Puisque c'est par cette réputation de parenthèse licencieuse que la Régence est parvenue jusqu'à nous, il conviendrait de l’examiner au prisme de ses pratiques festives. C’est à cet examen que s’est attaché, pendant deux ans, le séminaire Régence en fête. Une telle approche est encouragée par les travaux qui, depuis trente ans et particulièrement depuis le début des années 2000, ont entrepris de renouveler notre regard sur la Régence sans toutefois consacrer à la fête un propos exclusif[1]. Elle invite par ailleurs à faire entrer dialogue les sources historiques, les œuvres littéraires et les réalisations artistiques, qui offrent sur la notion de fête des éclairages complémentaires.

Une telle réflexion se situe pour l’essentiel dans le sillage de trois grandes approches qui semblent guider les recherches en sciences humaines sur les pratiques festives :

La première, historique, s'intéresse à la façon dont la fête, qu'elle soit aulique ou publique, joue un rôle central dans la construction d'une symbolique au service d'un projet politique. Elle le fait à partir du foisonnement qu'a constitué la période révolutionnaire d'une part, et des festivités du règne de Louis XIV d’autre part.
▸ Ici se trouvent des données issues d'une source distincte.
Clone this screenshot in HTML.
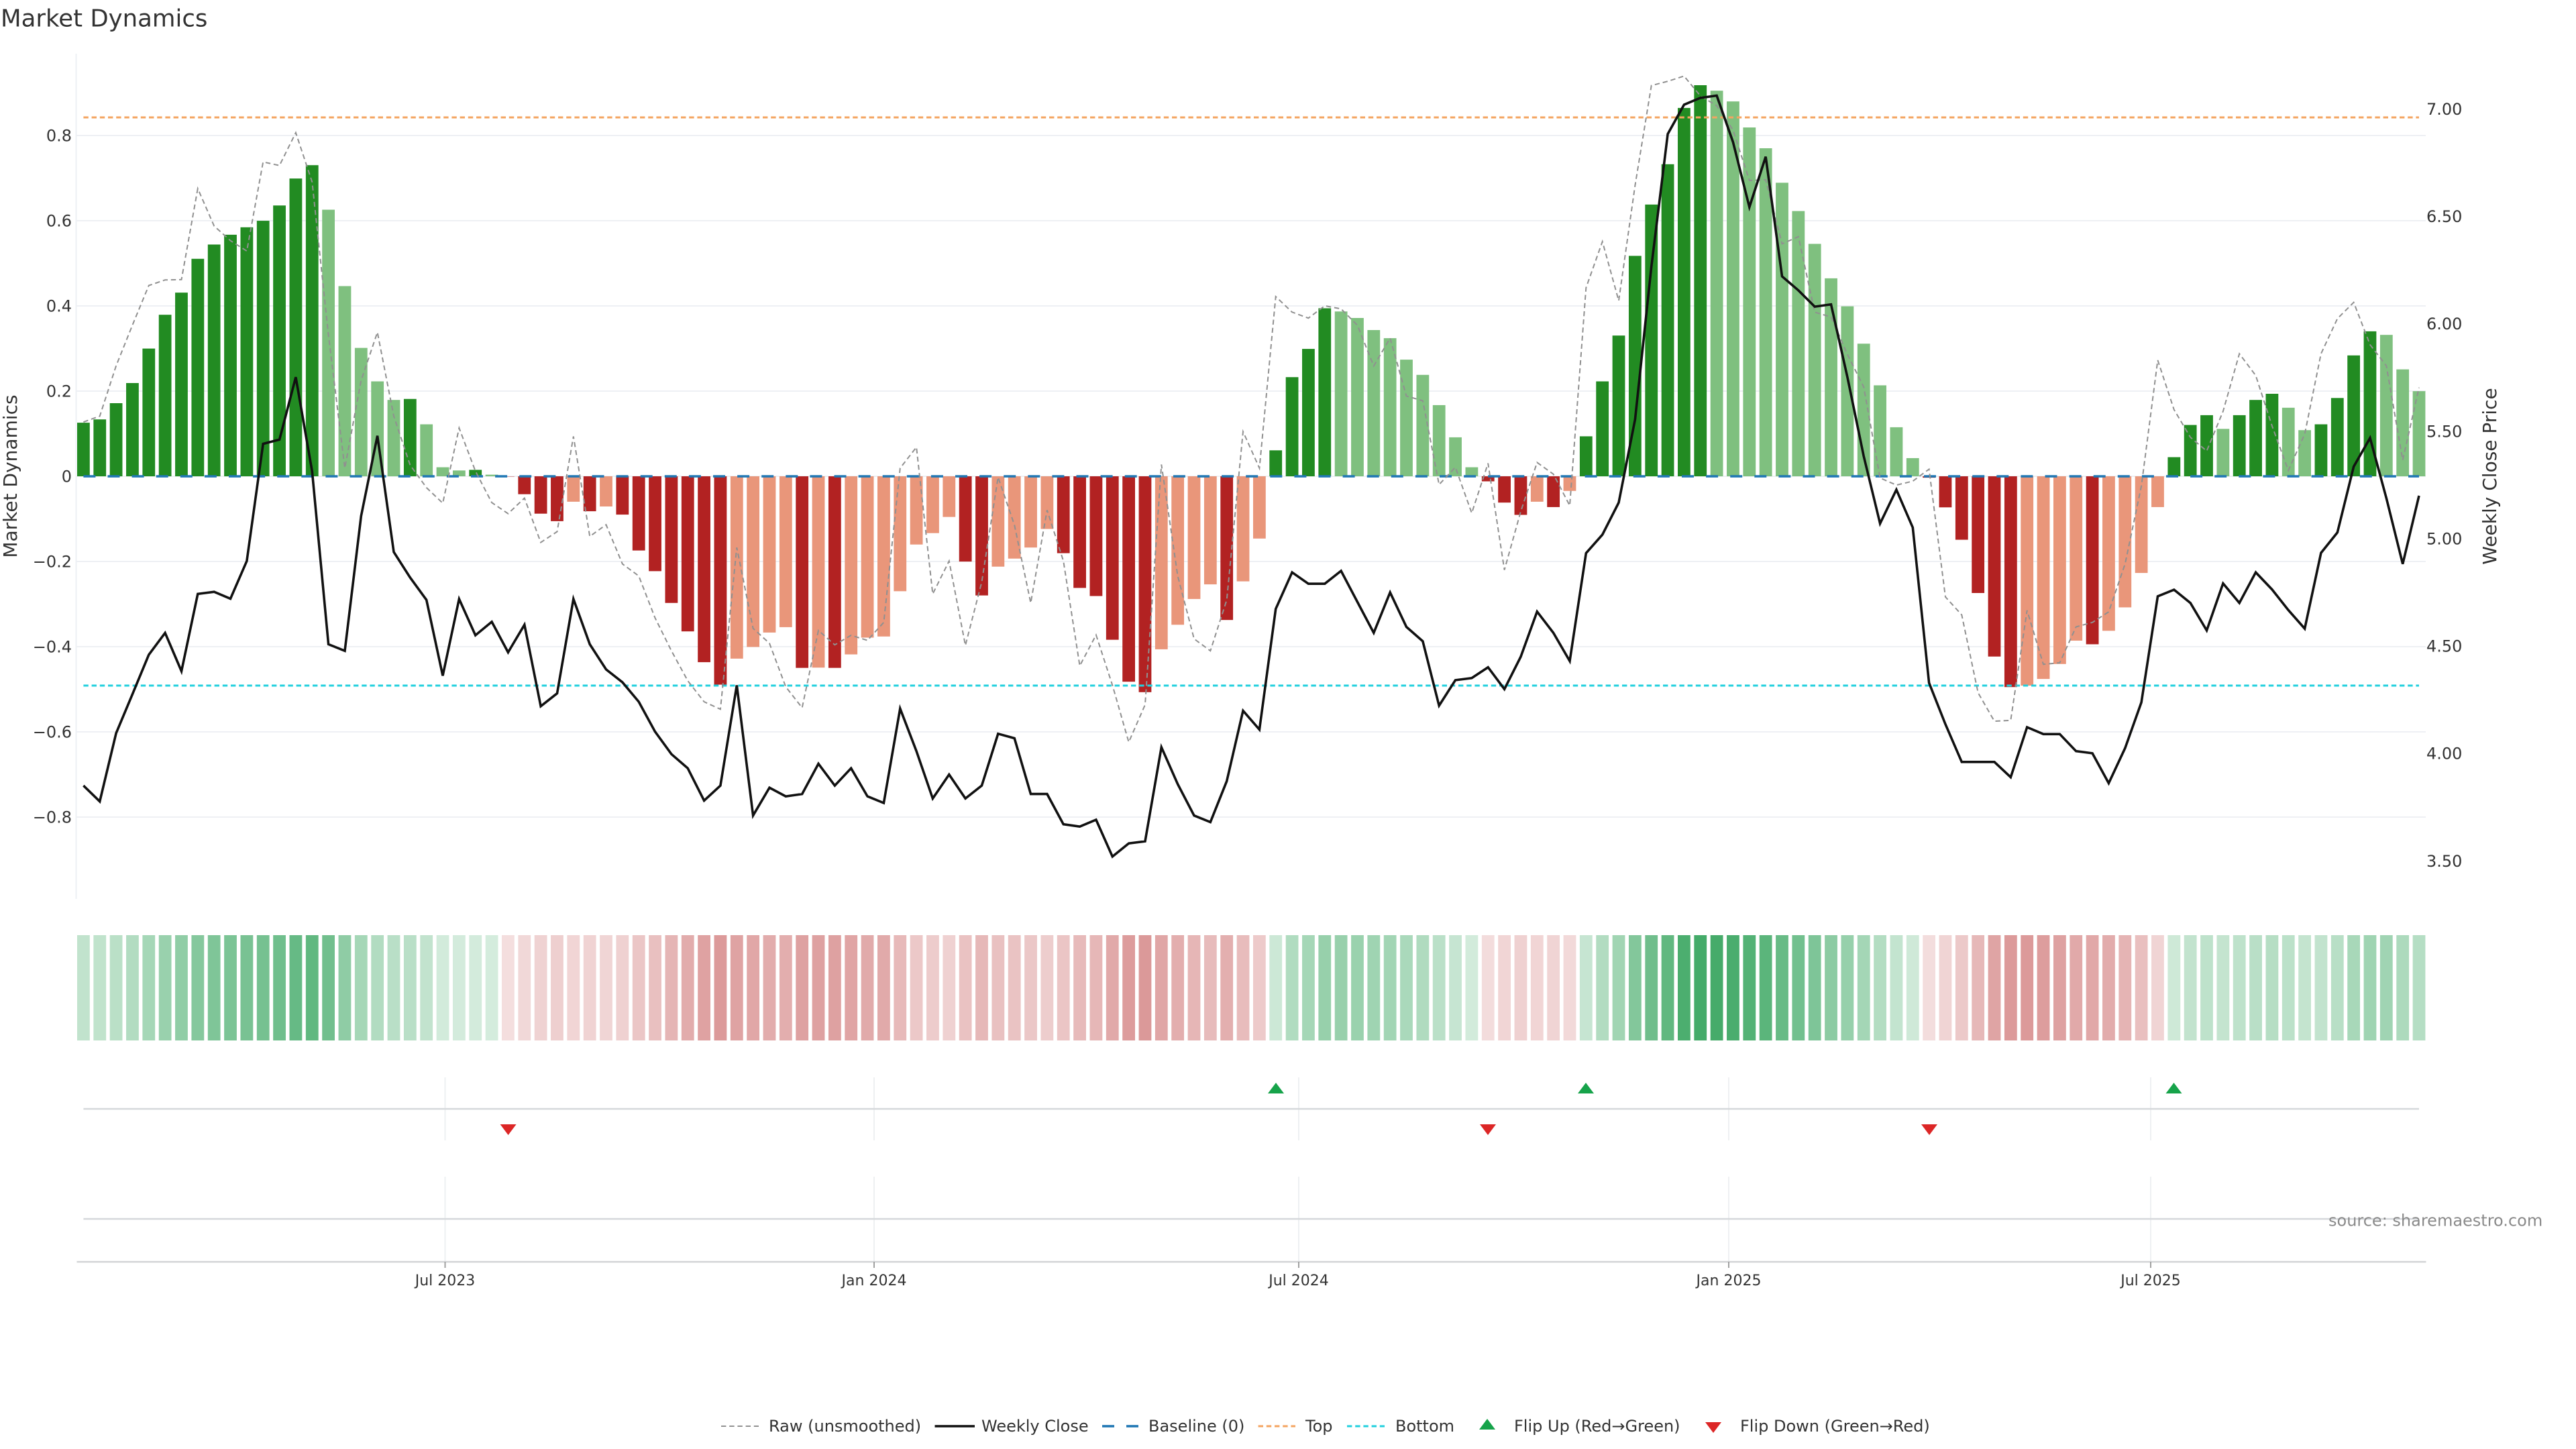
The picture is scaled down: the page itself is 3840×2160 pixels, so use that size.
<!DOCTYPE html>
<html lang="en">
<head>
<meta charset="utf-8">
<title>Market Dynamics</title>
<style>
html,body{margin:0;padding:0;background:#fff;width:3840px;height:2160px;overflow:hidden}
svg{display:block}
text{font-family:"DejaVu Sans","Liberation Sans",sans-serif}
.tk{font-size:24px;fill:#333}
.dt{font-size:22px;fill:#333;text-anchor:middle}
.lg{font-size:24px;fill:#333}
</style>
</head>
<body>
<svg id="s" xmlns="http://www.w3.org/2000/svg" width="3840" height="2160" viewBox="0 0 3840 2160">
<rect width="3840" height="2160" fill="#fff"/>
<text x="1" y="39.5" font-size="35.5" fill="#333">Market Dynamics</text>

<!-- horizontal grid -->
<g stroke="#eef0f4" stroke-width="2">
<path d="M114 202H3616M114 329H3616M114 456H3616M114 583H3616M114 710H3616M114 837H3616M114 964H3616M114 1091H3616M114 1218H3616"/>
<path d="M113.5 80V1340"/>
</g>

<g id="bars"></g>
<path d="M124.4 710H3606" stroke="#1f77b4" stroke-width="3.6" stroke-dasharray="18 18.1" fill="none"/>
<path d="M124.4 175H3606" stroke="#f4a460" stroke-width="3" stroke-dasharray="7.4 4.8" fill="none"/>
<path d="M124.4 1022H3606" stroke="#22d0de" stroke-width="3" stroke-dasharray="7.4 4.8" fill="none"/>
<path id="raw" fill="none" stroke="#909090" stroke-width="2" stroke-dasharray="7.4 4.8"/>
<path id="close" fill="none" stroke="#111" stroke-width="3.6" stroke-linejoin="miter"/>

<!-- left ticks -->
<g class="tk" text-anchor="end">
<text class="tk" x="107" y="210.5">0.8</text>
<text class="tk" x="107" y="337.5">0.6</text>
<text class="tk" x="107" y="464.5">0.4</text>
<text class="tk" x="107" y="591.5">0.2</text>
<text class="tk" x="107" y="718.5">0</text>
<text class="tk" x="107" y="845.5">−0.2</text>
<text class="tk" x="107" y="972.5">−0.4</text>
<text class="tk" x="107" y="1099.5">−0.6</text>
<text class="tk" x="107" y="1226.5">−0.8</text>
</g>
<!-- right ticks -->
<g>
<text class="tk" x="3617" y="171">7.00</text>
<text class="tk" x="3617" y="331">6.50</text>
<text class="tk" x="3617" y="491">6.00</text>
<text class="tk" x="3617" y="651.5">5.50</text>
<text class="tk" x="3617" y="811.5">5.00</text>
<text class="tk" x="3617" y="971.5">4.50</text>
<text class="tk" x="3617" y="1131.5">4.00</text>
<text class="tk" x="3617" y="1292">3.50</text>
</g>
<text transform="translate(25 710) rotate(-90)" text-anchor="middle" font-size="28" fill="#333">Market Dynamics</text>
<text transform="translate(3721 710) rotate(-90)" text-anchor="middle" font-size="28" fill="#333">Weekly Close Price</text>

<g id="strip"></g>

<!-- flip panels -->
<g stroke="#eef0f2" stroke-width="2">
<path d="M663.5 1606V1700M1303 1606V1700M1936 1606V1700M2577 1606V1700M3206 1606V1700"/>
<path d="M663.5 1754V1880M1303 1754V1880M1936 1754V1880M2577 1754V1880M3206 1754V1880"/>
</g>
<g stroke="#d5d8db" stroke-width="2.4">
<path d="M124.4 1653H3606M124.4 1817H3606"/>
</g>
<path d="M114.5 1881H3616.5" stroke="#d2d4d6" stroke-width="2.6"/>
<path d="M663.5 1881V1890M1303 1881V1890M1936 1881V1890M2577 1881V1890M3206 1881V1890" stroke="#a0a0a0" stroke-width="2"/>

<g fill="#dc2626">
<path d="M745.6 1676h24l-12 16z"/>
<path d="M2206 1676h24l-12 16z"/>
<path d="M2864 1676h24l-12 16z"/>
</g>
<g fill="#16a34a">
<path d="M1890 1630h24l-12 -16z"/>
<path d="M2352 1630h24l-12 -16z"/>
<path d="M3228.5 1630h24l-12 -16z"/>
</g>

<text class="dt" x="663.5" y="1916">Jul 2023</text>
<text class="dt" x="1303" y="1916">Jan 2024</text>
<text class="dt" x="1936" y="1916">Jul 2024</text>
<text class="dt" x="2577" y="1916">Jan 2025</text>
<text class="dt" x="3206" y="1916">Jul 2025</text>

<text x="3471" y="1827.5" font-size="24" fill="#8a8a8a">source: sharemaestro.com</text>

<!-- legend -->
<path d="M1075 2126H1131" stroke="#909090" stroke-width="2" stroke-dasharray="7.4 4.8"/>
<text class="lg" x="1146" y="2134">Raw (unsmoothed)</text>
<path d="M1393.5 2126H1453" stroke="#111" stroke-width="3.6"/>
<text class="lg" x="1463" y="2134">Weekly Close</text>
<path d="M1643 2126H1697" stroke="#1f77b4" stroke-width="3.6" stroke-dasharray="18 18"/>
<text class="lg" x="1712" y="2134">Baseline (0)</text>
<path d="M1875.6 2126H1931" stroke="#f4a460" stroke-width="3" stroke-dasharray="7.4 4.8"/>
<text class="lg" x="1946" y="2134">Top</text>
<path d="M2008 2126H2064" stroke="#22d0de" stroke-width="3" stroke-dasharray="7.4 4.8"/>
<text class="lg" x="2080" y="2134">Bottom</text>
<path d="M2205 2131h24l-12 -16z" fill="#16a34a"/>
<text class="lg" x="2257" y="2134">Flip Up (Red→Green)</text>
<path d="M2542 2120h24l-12 16z" fill="#dc2626"/>
<text class="lg" x="2594" y="2134">Flip Down (Green→Red)</text>
</svg>
<script>
(function(){
var a=function(y){return y/2.0632},b=function(y){return 680+y/2.24};
function cat(){var o=[];for(var i=0;i<arguments.length;i+=2){var f=arguments[i],v=arguments[i+1];for(var j=0;j<v.length;j++)o.push(f(v[j]))}return o}
var X=function(i){return 124.4+24.347*i};
var bars=cat(
a,[1300,1290,1240,1178,1072,968,900,796,752,722,699,679,632,549,508,645,880,1070,1173,1230,1227,1305,1437,1447,1445,1460],
b,[68,127,192,217,152,184,168,195,315,384,490,585,688,763,676,637,589,571,707,706,707,662,606,602,451,295,257,203,352,465,369,342,305,243,324,440,467,613,753,788,645,563,477,428,547,418,275],
a,[1385,1160,1073,948,958,978,1015,1040,1106,1153,1246,1345,1437],
b,[84,155,196,152,170,116],
a,[1342,1173,1032,787,629,505,332,262,279,312,392,456,562,649,750,856,942,1057,1185,1314,1409],
b,[72,171,279,457,669,771,766,744,694,616,628,583,505,390,170],
a,[1406,1307,1277,1319,1277,1230,1211,1254,1323,1305,1224,1093,1019,1030,1136,1203]);
var kind="DDDDDDDDDDDDDDDLLLLLDLLLDL"+
"DDDDLDLDDDDDDDLLLLDLDLLLLLLLDDLLLLDDDDDDLLLLDLL"+
"DDDDLLLLLLLLL"+"DDDLDL"+
"DDDDDDDD"+"LLLLLLLLLLLLL"+
"DDDDDD"+"LLLL"+"D"+"LLLL"+
"DDDLDDDLLDDDDLLL";
var h='',st='',Z=710;
for(var i=0;i<bars.length;i++){
 var y=bars[i],x=X(i)-9.4,pos=y<Z,d=kind[i]==='D';
 var c=pos?(d?'#228b22':'#7fc07f'):(d?'#b22222':'#e9967a');
 var t=Math.min(y,Z),ht=Math.abs(y-Z);
 h+='<rect x="'+x.toFixed(2)+'" y="'+t.toFixed(1)+'" width="18.8" height="'+ht.toFixed(1)+'" fill="'+c+'"/>';
 var v=ht/635,al=pos?(0.18+0.68*v):(0.15+0.62*v);
 st+='<rect x="'+x.toFixed(2)+'" y="1394" width="18.8" height="157" fill="'+(pos?'#169644':'#b22222')+'" fill-opacity="'+al.toFixed(3)+'"/>';
}
document.getElementById('bars').innerHTML=h;
document.getElementById('strip').innerHTML=st;
function path(v){var s='';for(var i=0;i<v.length;i++)s+=(i?'L':'M')+X(i).toFixed(1)+' '+v[i].toFixed(1);return s}
var raw=cat(
a,[1298,1280,1125,1000,878,861,860,580,695,740,772,498,509,408,560,1030,1440,1170,1022,1280,1430],
b,[105,157,-94,50,155,192,140,288,252,-66,268,229,360,400,540,650,750,820,845,305,575,625,770,840,582,630,598,615,555,40,-30,460,350,632,420,70,230,490,180,350,700,597,765,955,830,28,400,610,650,480,-82,40,-533,-481,-461,-502,-492,-437,-301,-394,-201,-185,95,37,190,24,380,185,21,60,165],
a,[885,743,925,570,263,250,234,295,325,400,555,553,750,728,960,975,1090,1190,1470,1492,1480,1443],
b,[470,530,790,885,882,515,695,690,570,555,520,360,100],
a,[1108,1260,1345,1387,1265,1088,1155,1310,1447,1335,1088,980,930,1060,1125,1415,1192]);
var close=cat(
b,[1100,1153,925,795,663,590,718,460,453,476,350],
a,[1365,1352,1160,1450],
b,[628,650,200,-68,320,405,480,733,477,598,553,655,563,835,792,477,628,712,755,820,920,995,1042,1150,1100,765,1200,1107,1136,1128,1027,1100,1042,1136,1158,843,985,1143,1063,1143,1100,927,942,1128,1128,1229,1237,1214,1337,1293,1286,972,1095,1200,1222,1085,850,913,510,388,426,426,383,487,590,455,570,618,833,748,741,705,778,670,519,590,684,324,262,155],
a,[1290,820,412,322,301,294,437,637,482,850,893,943,936,1160,1403],
b,[225,112,238,757,895,1021,1021,1021,1072,905,928,928,985,992,1092,975,822,468,446,490,582,425,490,388,445,514,576,323,255,35],
a,[1347],
b,[140,360,132]);
document.getElementById('raw').setAttribute('d',path(raw));
document.getElementById('close').setAttribute('d',path(close));
})();
</script>
</body>
</html>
La deuxième, plus littéraire, s'appuie notamment sur l'imaginaire du carnaval et fait une lecture de la fête comme temps de la subversion de l'ordre établi, de renversement des valeurs, de licence et de libération des corps.

Enfin, la troisième, anthropologique, met en avant les rapports de la fête avec le sacré ; moment de communion avec le divin, les fêtes sacrées jouent un rôle important dans l'organisation du temps et du travail dans la société chrétienne.

Ce que nous appelons fête recouvre dans la société d'Ancien Régime des réalités complexes. Ces trois approches permettent d’en rendre partiellement compte ; elles demandent non seulement à être croisées, mais aussi complétées par d’autres perspectives pour offrir un panorama le plus fidèle possible des expériences de la fête à l'orée du siècle des Lumières, dans toute leur pluralité et, bien souvent, dans leur coexistence – alors même que les historiens de la fête s'accordent à penser que le xviiie siècle est le temps d’un affadissement des fêtes dont la Régence aurait été la première étape.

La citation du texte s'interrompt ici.